▸ **Records from a data source**
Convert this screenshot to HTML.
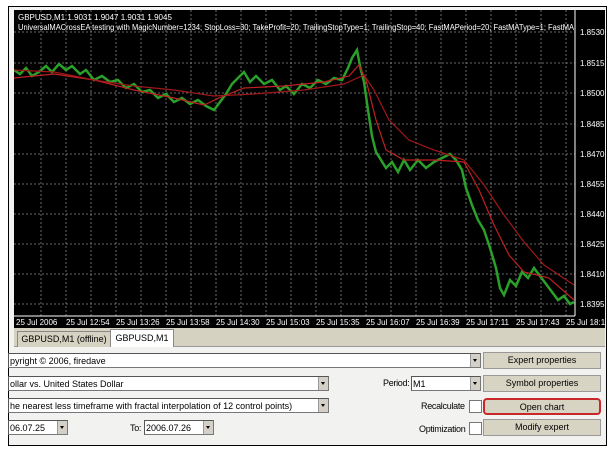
<!DOCTYPE html>
<html><head><style>
body{margin:0;width:615px;height:450px;background:#fff;position:relative;overflow:hidden;font-family:"Liberation Sans",sans-serif;font-size:9px}
.a{position:absolute}
.frame{left:8px;top:6px;width:597px;height:438px;border:1px solid #000;background:#f2f2f0}
.inp{position:absolute;background:#fff;border:1px solid #777;border-top-color:#555;border-left-color:#555;height:15px;line-height:15px;font-size:9px;white-space:nowrap;overflow:hidden;box-sizing:border-box;padding-left:1px}
.dd{position:absolute;right:0;top:0;width:9px;height:13px;background:#d4d0c8;border-left:1px solid #999}
.dd:after{content:"";position:absolute;left:2px;top:5px;border:2px solid transparent;border-top:3px solid #000}
.btn{position:absolute;left:483px;width:118px;height:17px;background:#d8d4c4;border:1px solid #999;box-sizing:border-box;text-align:center;line-height:15px;font-size:9px}
.cb{position:absolute;left:469px;width:11px;height:11px;background:#fff;border:1px solid #777}
.lbl{position:absolute;font-size:9px;letter-spacing:-0.3px}
</style></head><body>
<div class="a frame"></div>
<div class="a" style="left:14px;top:10px;width:591px;height:318px;background:#000"></div>
<svg class="a" style="left:14px;top:10px" width="591" height="318">
<g stroke="#888" stroke-dasharray="2,2" stroke-width="0.8">
<line x1="0" y1="22" x2="561" y2="22"/><line x1="0" y1="53" x2="561" y2="53"/><line x1="0" y1="83" x2="561" y2="83"/><line x1="0" y1="114" x2="561" y2="114"/><line x1="0" y1="144" x2="561" y2="144"/><line x1="0" y1="174" x2="561" y2="174"/><line x1="0" y1="204" x2="561" y2="204"/><line x1="0" y1="234" x2="561" y2="234"/><line x1="0" y1="264" x2="561" y2="264"/><line x1="0" y1="294" x2="561" y2="294"/>
<line x1="27" y1="0" x2="27" y2="306"/><line x1="52" y1="0" x2="52" y2="306"/><line x1="77" y1="0" x2="77" y2="306"/><line x1="102" y1="0" x2="102" y2="306"/><line x1="127" y1="0" x2="127" y2="306"/><line x1="152" y1="0" x2="152" y2="306"/><line x1="177" y1="0" x2="177" y2="306"/><line x1="202" y1="0" x2="202" y2="306"/><line x1="227" y1="0" x2="227" y2="306"/><line x1="252" y1="0" x2="252" y2="306"/><line x1="277" y1="0" x2="277" y2="306"/><line x1="302" y1="0" x2="302" y2="306"/><line x1="327" y1="0" x2="327" y2="306"/><line x1="352" y1="0" x2="352" y2="306"/><line x1="377" y1="0" x2="377" y2="306"/><line x1="402" y1="0" x2="402" y2="306"/><line x1="427" y1="0" x2="427" y2="306"/><line x1="452" y1="0" x2="452" y2="306"/><line x1="477" y1="0" x2="477" y2="306"/><line x1="502" y1="0" x2="502" y2="306"/><line x1="527" y1="0" x2="527" y2="306"/><line x1="552" y1="0" x2="552" y2="306"/>
</g>
<line x1="561" y1="0" x2="561" y2="306" stroke="#fff"/>
<line x1="0" y1="306" x2="561" y2="306" stroke="#fff"/>
<polyline fill="none" stroke="#2aa02a" stroke-width="2.5" points="0,60 6,64 12,58 18,66 25,62 32,56 38,62 45,54 52,60 58,56 66,64 72,60 80,70 88,66 96,72 104,70 112,78 120,74 128,82 136,80 144,88 152,84 160,92 168,88 176,94 184,90 192,96 200,100 206,92 212,84 218,74 224,68 230,62 236,72 242,66 250,74 258,70 266,80 272,76 280,84 288,74 296,78 304,70 312,74 320,68 328,70 334,58 338,48 343,40 346,56 350,72 354,100 358,126 362,142 367,150 372,158 378,152 384,162 390,150 396,160 404,150 412,158 420,152 428,148 436,144 442,150 448,160 452,178 458,195 464,210 470,220 476,238 482,258 486,278 490,285 496,270 502,276 508,262 514,268 520,258 526,266 532,274 538,282 544,290 550,286 556,294 560,292"/>
<polyline fill="none" stroke="#c02020" stroke-width="1.2" points="0,68 40,64 80,70 120,80 160,88 190,95 205,88 230,78 270,76 310,72 335,66 345,55 352,70 362,110 372,140 390,150 420,150 450,152 465,180 480,215 495,245 510,262 535,268 560,290"/>
<polyline fill="none" stroke="#a01818" stroke-width="1.2" points="0,60 40,62 80,70 120,76 160,80 200,86 240,84 290,80 330,74 350,65 360,80 375,110 395,130 420,140 450,150 470,175 490,205 510,232 530,255 560,275"/>
<g fill="#fff" font-size="8">
<text x="566" y="25">1.8530</text><text x="566" y="56">1.8515</text><text x="566" y="86">1.8500</text><text x="566" y="117">1.8485</text><text x="566" y="147">1.8470</text><text x="566" y="177">1.8455</text><text x="566" y="207">1.8440</text><text x="566" y="237">1.8425</text><text x="566" y="267">1.8410</text><text x="566" y="297">1.8395</text>
<text x="2" y="315">25 Jul 2006</text><text x="52" y="315">25 Jul 12:54</text><text x="102" y="315">25 Jul 13:26</text><text x="152" y="315">25 Jul 13:58</text><text x="202" y="315">25 Jul 14:30</text><text x="252" y="315">25 Jul 15:03</text><text x="302" y="315">25 Jul 15:35</text><text x="352" y="315">25 Jul 16:07</text><text x="402" y="315">25 Jul 16:39</text><text x="452" y="315">25 Jul 17:11</text><text x="502" y="315">25 Jul 17:43</text><text x="552" y="315">25 Jul 18:1</text>
<text x="4" y="10">GBPUSD,M1  1.9031 1.9047 1.9031 1.9045</text>
<text x="4" y="20" textLength="556" lengthAdjust="spacingAndGlyphs">UniversalMACrossEA testing with MagicNumber=1234; StopLoss=30; TakeProfit=20; TrailingStopType=1; TrailingStop=40; FastMAPeriod=20; FastMAType=1; FastMA</text>
</g>
</svg>
<div class="a" style="left:14px;top:328px;width:591px;height:18px;background:#d6d2c2;border-bottom:1px solid #999"></div>
<div class="a" style="left:17px;top:331px;width:92px;height:15px;background:#d6d2c2;border:1px solid #888;border-bottom:none;text-align:center;line-height:15px">GBPUSD,M1 (offline)</div>
<div class="a" style="left:110px;top:329px;width:62px;height:17px;background:#fff;border:1px solid #888;border-bottom:none;text-align:center;line-height:17px">GBPUSD,M1</div>
<div class="inp" style="left:8px;top:353px;width:473px">pyright © 2006, firedave<div class="dd"></div></div>
<div class="btn" style="top:352px">Expert properties</div>
<div class="inp" style="left:8px;top:376px;width:321px">ollar vs. United States Dollar<div class="dd"></div></div>
<div class="lbl" style="left:383px;top:378px">Period:</div>
<div class="inp" style="left:411px;top:376px;width:70px">M1<div class="dd"></div></div>
<div class="btn" style="top:375px">Symbol properties</div>
<div class="inp" style="left:8px;top:398px;width:321px">he nearest less timeframe with fractal interpolation of 12 control points)<div class="dd"></div></div>
<div class="lbl" style="left:421px;top:401px">Recalculate</div>
<div class="cb" style="top:400px"></div>
<div class="btn" style="top:398px;border:2px solid #c8282a;border-radius:4px;line-height:14px">Open chart</div>
<div class="inp" style="left:8px;top:420px;width:60px">06.07.25<div class="dd"></div></div>
<div class="lbl" style="left:130px;top:423px">To:</div>
<div class="inp" style="left:144px;top:420px;width:70px">2006.07.26<div class="dd"></div></div>
<div class="lbl" style="left:419px;top:424px">Optimization</div>
<div class="cb" style="top:422px"></div>
<div class="btn" style="top:419px">Modify expert</div>
</body></html>
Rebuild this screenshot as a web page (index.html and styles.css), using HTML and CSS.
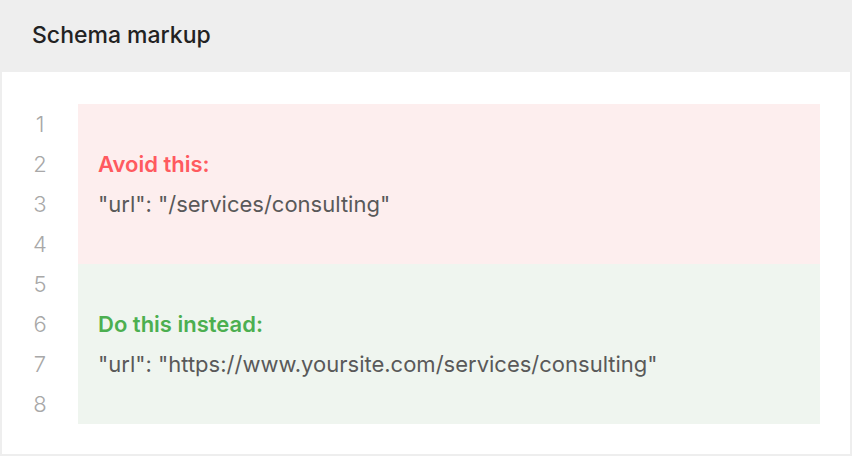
FILE: index.html
```html
<!DOCTYPE html>
<html>
<head>
<meta charset="utf-8">
<link rel="stylesheet" href="styles.css">
</head>
<body>
<div class="card">
  <div class="header">Schema markup</div>
  <div class="body">
    <div class="gutter">
      <span>1</span><span>2</span><span>3</span><span>4</span>
      <span>5</span><span>6</span><span>7</span><span>8</span>
    </div>
    <div class="code">
      <div class="block bad">
        <div class="line"></div>
        <div class="line label">Avoid this:</div>
        <div class="line">"url": "/services/consulting"</div>
        <div class="line"></div>
      </div>
      <div class="block good">
        <div class="line"></div>
        <div class="line label">Do this instead:</div>
        <div class="line">"url": "https://www.yoursite.com/services/consulting"</div>
        <div class="line"></div>
      </div>
    </div>
  </div>
</div>
</body>
</html>
```

FILE: styles.css
```css
* { box-sizing: border-box; }
html, body { margin: 0; padding: 0; }
body {
  width: 852px;
  height: 456px;
  background: #eeeeee;
  font-family: Inter, "Noto Sans", sans-serif;
}
.card {
  display: flex;
  flex-direction: column;
  height: 456px;
  padding: 0 2px 2px 2px;
}
.header {
  height: 72px;
  padding-left: 30px;
  padding-bottom: 2px;
  display: flex;
  align-items: center;
  font-size: 23px;
  font-weight: 500;
  color: #222;
}
.body {
  flex: 1;
  background: #fff;
  display: flex;
  padding-top: 32px;
}
.gutter {
  width: 76px;
  display: flex;
  flex-direction: column;
}
.gutter span {
  height: 40px;
  line-height: 40px;
  text-align: center;
  font-size: 22px;
  font-weight: 300;
  color: #a8a8a8;
}
.code {
  width: 742px;
  display: flex;
  flex-direction: column;
}
.block { padding-left: 20px; }
.bad { background: #fdeeee; }
.good { background: #eff5ef; }
.line {
  height: 40px;
  line-height: 40px;
  font-size: 22px;
  color: #595959;
  white-space: nowrap;
}
.label { font-weight: 600; }
.bad .label { color: #ff5a5f; }
.good .label { color: #4caf50; }
```
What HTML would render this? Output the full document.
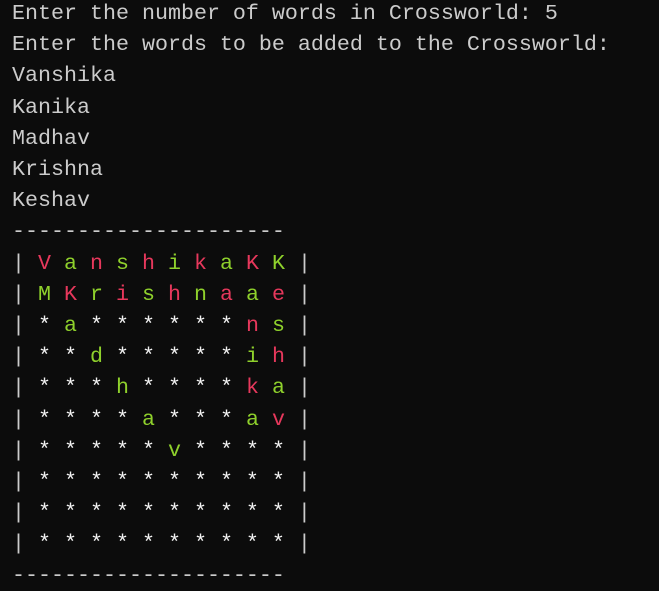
<!DOCTYPE html>
<html><head><meta charset="utf-8"><style>
html,body{margin:0;padding:0;background:#0c0c0c;width:659px;height:577px;overflow:hidden}
pre{margin:0;position:absolute;left:12px;top:-2px;font-family:"Liberation Mono",monospace;font-size:21.67px;line-height:31.2px;color:#cccccc;white-space:pre}
.r{color:#e7385c}.g{color:#8fd12c}.w{color:#f2f2f2}
</style></head><body><pre>Enter the number of words in Crossworld: 5
Enter the words to be added to the Crossworld:
Vanshika
Kanika
Madhav
Krishna
Keshav
---------------------
| <span class="r">V</span> <span class="g">a</span> <span class="r">n</span> <span class="g">s</span> <span class="r">h</span> <span class="g">i</span> <span class="r">k</span> <span class="g">a</span> <span class="r">K</span> <span class="g">K</span> |
| <span class="g">M</span> <span class="r">K</span> <span class="g">r</span> <span class="r">i</span> <span class="g">s</span> <span class="r">h</span> <span class="g">n</span> <span class="r">a</span> <span class="g">a</span> <span class="r">e</span> |
| <span class="w">*</span> <span class="g">a</span> <span class="w">* * * * * *</span> <span class="r">n</span> <span class="g">s</span> |
| <span class="w">* *</span> <span class="g">d</span> <span class="w">* * * * *</span> <span class="g">i</span> <span class="r">h</span> |
| <span class="w">* * *</span> <span class="g">h</span> <span class="w">* * * *</span> <span class="r">k</span> <span class="g">a</span> |
| <span class="w">* * * *</span> <span class="g">a</span> <span class="w">* * *</span> <span class="g">a</span> <span class="r">v</span> |
| <span class="w">* * * * *</span> <span class="g">v</span> <span class="w">* * * *</span> |
| <span class="w">* * * * * * * * * *</span> |
| <span class="w">* * * * * * * * * *</span> |
| <span class="w">* * * * * * * * * *</span> |
---------------------
</pre></body></html>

▸ **The task**
Look through the listing above. Pick out each line with "index" and copy it.

▸ **Answer**
Rebuild this screenshot as a web page (index.html and styles.css), using HTML and CSS.
FILE: index.html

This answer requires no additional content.